Goal: Extract all lines that hold the string "React".

╭──

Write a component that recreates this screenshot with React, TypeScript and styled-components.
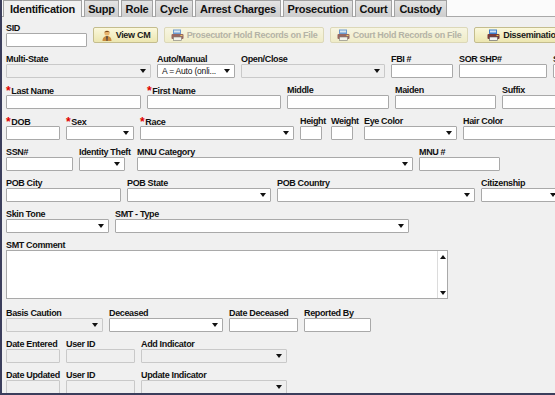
import React from 'react'
import styled, { createGlobalStyle, css } from 'styled-components'

const GlobalStyle = createGlobalStyle`
  html, body { margin:0; padding:0; background:#f0f0f0; }
  * { box-sizing:border-box; }
`

const font = `"Liberation Sans", Arial, sans-serif`

const tabs = [
  { title: 'Identification', w: 79 },
  { title: 'Supp', w: 35 },
  { title: 'Role', w: 32 },
  { title: 'Cycle', w: 38 },
  { title: 'Arrest Charges', w: 86 },
  { title: 'Prosecution', w: 70 },
  { title: 'Court', w: 37 },
  { title: 'Custody', w: 53 },
]

type Kind = 'input' | 'select' | 'area'

type FieldDef = {
  label: string,
  w: number,
  kind?: Kind,
  cw?: number,
  req?: boolean,
  off?: boolean,
  value?: string,
}

const rows: FieldDef[][] = [
  [
    { label: 'Multi-State', w: 145, kind: 'select', off: true },
    { label: 'Auto/Manual', w: 78, kind: 'select', value: 'A = Auto (onli...' },
    { label: 'Open/Close', w: 144, kind: 'select', off: true },
    { label: 'FBI #', w: 62 },
    { label: 'SOR SHP#', w: 88 },
    { label: 'SOR Status', w: 60 },
  ],
  [
    { label: 'Last Name', w: 135, req: true },
    { label: 'First Name', w: 134, req: true },
    { label: 'Middle', w: 102 },
    { label: 'Maiden', w: 101 },
    { label: 'Suffix', w: 60 },
  ],
  [
    { label: 'DOB', w: 54, req: true },
    { label: 'Sex', w: 68, kind: 'select', req: true },
    { label: 'Race', w: 154, kind: 'select', req: true },
    { label: 'Height', w: 25, cw: 22 },
    { label: 'Weight', w: 27, cw: 22 },
    { label: 'Eye Color', w: 93, kind: 'select' },
    { label: 'Hair Color', w: 100 },
  ],
  [
    { label: 'SSN#', w: 67 },
    { label: 'Identity Theft', w: 52, cw: 46, kind: 'select' },
    { label: 'MNU Category', w: 276, kind: 'select' },
    { label: 'MNU #', w: 81 },
  ],
  [
    { label: 'POB City', w: 115 },
    { label: 'POB State', w: 144, kind: 'select' },
    { label: 'POB Country', w: 198, kind: 'select' },
    { label: 'Citizenship', w: 80, kind: 'select' },
  ],
  [
    { label: 'Skin Tone', w: 103, kind: 'select' },
    { label: 'SMT - Type', w: 294, kind: 'select' },
  ],
  [
    { label: 'SMT Comment', w: 442, kind: 'area' },
  ],
  [
    { label: 'Basis Caution', w: 97, kind: 'select', off: true },
    { label: 'Deceased', w: 114, kind: 'select' },
    { label: 'Date Deceased', w: 69 },
    { label: 'Reported By', w: 67 },
  ],
  [
    { label: 'Date Entered', w: 54, off: true },
    { label: 'User ID', w: 69, off: true },
    { label: 'Add Indicator', w: 146, kind: 'select', off: true },
  ],
  [
    { label: 'Date Updated', w: 54, off: true },
    { label: 'User ID', w: 69, off: true },
    { label: 'Update Indicator', w: 146, kind: 'select', off: true },
  ],
]

export default function App() {
  return (
    <>
      <GlobalStyle />
      <Frame>
        <TabBar>
          {tabs.map((t, i) => <Tab key={t.title} $w={t.w} $active={i == 0}>{t.title}</Tab>)}
        </TabBar>

        <Form>
          <Row>
            <Field label='SID' w={81} />
            <Buttons>
              <Button $w={65}><PersonIcon />View CM</Button>
              <Button $w={160} $off><PrintIcon />Prosecutor Hold Records on File</Button>
              <Button $w={138} $off><PrintIcon />Court Hold Records on File</Button>
              <Button $w={100}><PrintIcon />Dissemination</Button>
            </Buttons>
          </Row>
          {rows.map((r, i) => (
            <Row key={i}>
              {r.map((f, j) => <Field key={j} {...f} />)}
            </Row>
          ))}
        </Form>
      </Frame>
    </>
  )
}

const Field = (p: FieldDef) => {
  const kind = p.kind || 'input'
  return (
    <FieldBox $w={p.w}>
      <Label>{p.req && <Star>*</Star>}{p.label}</Label>
      {kind == 'area'
        ? (
          <Area>
            <ScrollCol>
              <Arrow $up />
              <Arrow />
            </ScrollCol>
          </Area>
        )
        : (
          <Control $w={p.cw || p.w} $off={p.off}>
            <Value>{p.value}</Value>
            {kind == 'select' && <Arrow />}
          </Control>
        )}
    </FieldBox>
  )
}

const PersonIcon = () => (
  <svg width='12' height='12' viewBox='0 0 12 12'>
    <path d='M1.5 12 C1.5 8.5 3.5 7 6 7 C8.5 7 10.5 8.5 10.5 12 Z' fill='#c98a3c' />
    <path d='M5.2 7.2 L6.8 7.2 L6.4 12 L5.6 12 Z' fill='#3c3c46' />
    <circle cx='6' cy='4' r='2.6' fill='#e8b46c' />
    <path d='M3.4 3.6 C3.6 1.6 8.4 1.6 8.6 3.6 C7.6 2.8 4.4 2.8 3.4 3.6 Z' fill='#7a4a1c' />
  </svg>
)

const PrintIcon = () => (
  <svg width='13' height='12' viewBox='0 0 13 12'>
    <rect x='2' y='0.5' width='8' height='5' fill='#3f7fd0' />
    <rect x='3' y='1.5' width='6' height='2' fill='#cfe2f7' />
    <rect x='0.5' y='5' width='12' height='5' rx='1' fill='#7a3a3a' />
    <rect x='2.5' y='8' width='8' height='3.5' fill='#f4f4f4' stroke='#555' strokeWidth='0.6' />
    <rect x='9.5' y='6' width='2' height='1' fill='#e8c040' />
  </svg>
)

const Frame = styled.div`
  width:555px; height:395px; overflow:hidden; background:#f0f0f0;
  border-left:2px solid #3b3e5c; border-bottom:2px solid #3b3e5c;
  font-family:${font}; color:#111;
`

const TabBar = styled.div`
  display:flex; align-items:flex-end; height:17px; padding-left:1px; gap:2px;
  background:#fbfbfb; border-bottom:1px solid #a9a9a9;
`

const Tab = styled.div<{ $w: number, $active?: boolean }>`
  flex:none; width:${p => p.$w}px; height:17px; padding-top:2px; margin-bottom:-1px; text-align:center;
  font-size:11px; font-weight:bold; letter-spacing:-0.25px; line-height:13px; white-space:nowrap;
  border:1px solid #a2a2a2; border-bottom:none;
  background:linear-gradient(#e4e4e4, #cdcdcd);
  ${p => p.$active && css` background:#f0f0f0; `}
`

const Form = styled.div`
  display:flex; flex-direction:column; gap:7px; padding:6px 0 0 4px;
`

const Row = styled.div`
  display:flex; align-items:flex-start; gap:6px; white-space:nowrap;
`

const Buttons = styled.div`
  display:flex; gap:6px; margin-top:4px;
`

const Button = styled.div<{ $w: number, $off?: boolean }>`
  display:flex; align-items:center; justify-content:center; gap:3px; flex:none;
  width:${p => p.$w}px; height:16px; border-radius:2px;
  border:1px solid #c4bd8e; background:linear-gradient(#fbf8dc, #ece6b0);
  font-size:9px; font-weight:bold; letter-spacing:-0.3px; color:#1a1a1a;
  ${p => p.$off && css`
    border-color:#dcd8b8; background:linear-gradient(#f7f5e2, #efecc8); color:#b4b3a6;
    svg { opacity:0.75; }
  `}
`

const FieldBox = styled.div<{ $w: number }>`
  display:flex; flex-direction:column; flex:none; width:${p => p.$w}px;
`

const Label = styled.div`
  height:10px; line-height:10px; font-size:9px; font-weight:bold; letter-spacing:-0.35px;
  overflow:visible; white-space:nowrap;
`

const Star = styled.span`
  color:#e00000; font-size:12px; margin-right:1px; position:relative; top:1px;
`

const Control = styled.div<{ $w: number, $off?: boolean }>`
  position:relative; display:flex; align-items:center; width:${p => p.$w}px; height:14px;
  background:#fff; border:1px solid #a9a9a9; border-radius:1px; padding:0 4px;
  ${p => p.$off && css` background:#efefef; border-color:#c9c9c9; `}
`

const Value = styled.span`
  font-size:8.5px; letter-spacing:-0.2px; color:#111;
`

const Arrow = styled.span<{ $up?: boolean }>`
  margin-left:auto; width:0; height:0;
  border-left:3.5px solid transparent; border-right:3.5px solid transparent;
  ${p => p.$up
    ? css` border-bottom:4px solid #111; border-left-width:3px; border-right-width:3px; `
    : css` border-top:4px solid #111; `}
`

const Area = styled.div`
  display:flex; justify-content:flex-end; width:442px; height:49px; margin-bottom:2px;
  background:#fff; border:1px solid #a9a9a9;
`

const ScrollCol = styled.div`
  display:flex; flex-direction:column; justify-content:space-between; align-items:center;
  width:10px; padding:4px 0 3px; border-left:1px solid #dcdcdc;
  ${Arrow} { margin-left:0; }
`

╰──

Full answer:
Write a component that recreates this screenshot with React, TypeScript and styled-components.
import React from 'react'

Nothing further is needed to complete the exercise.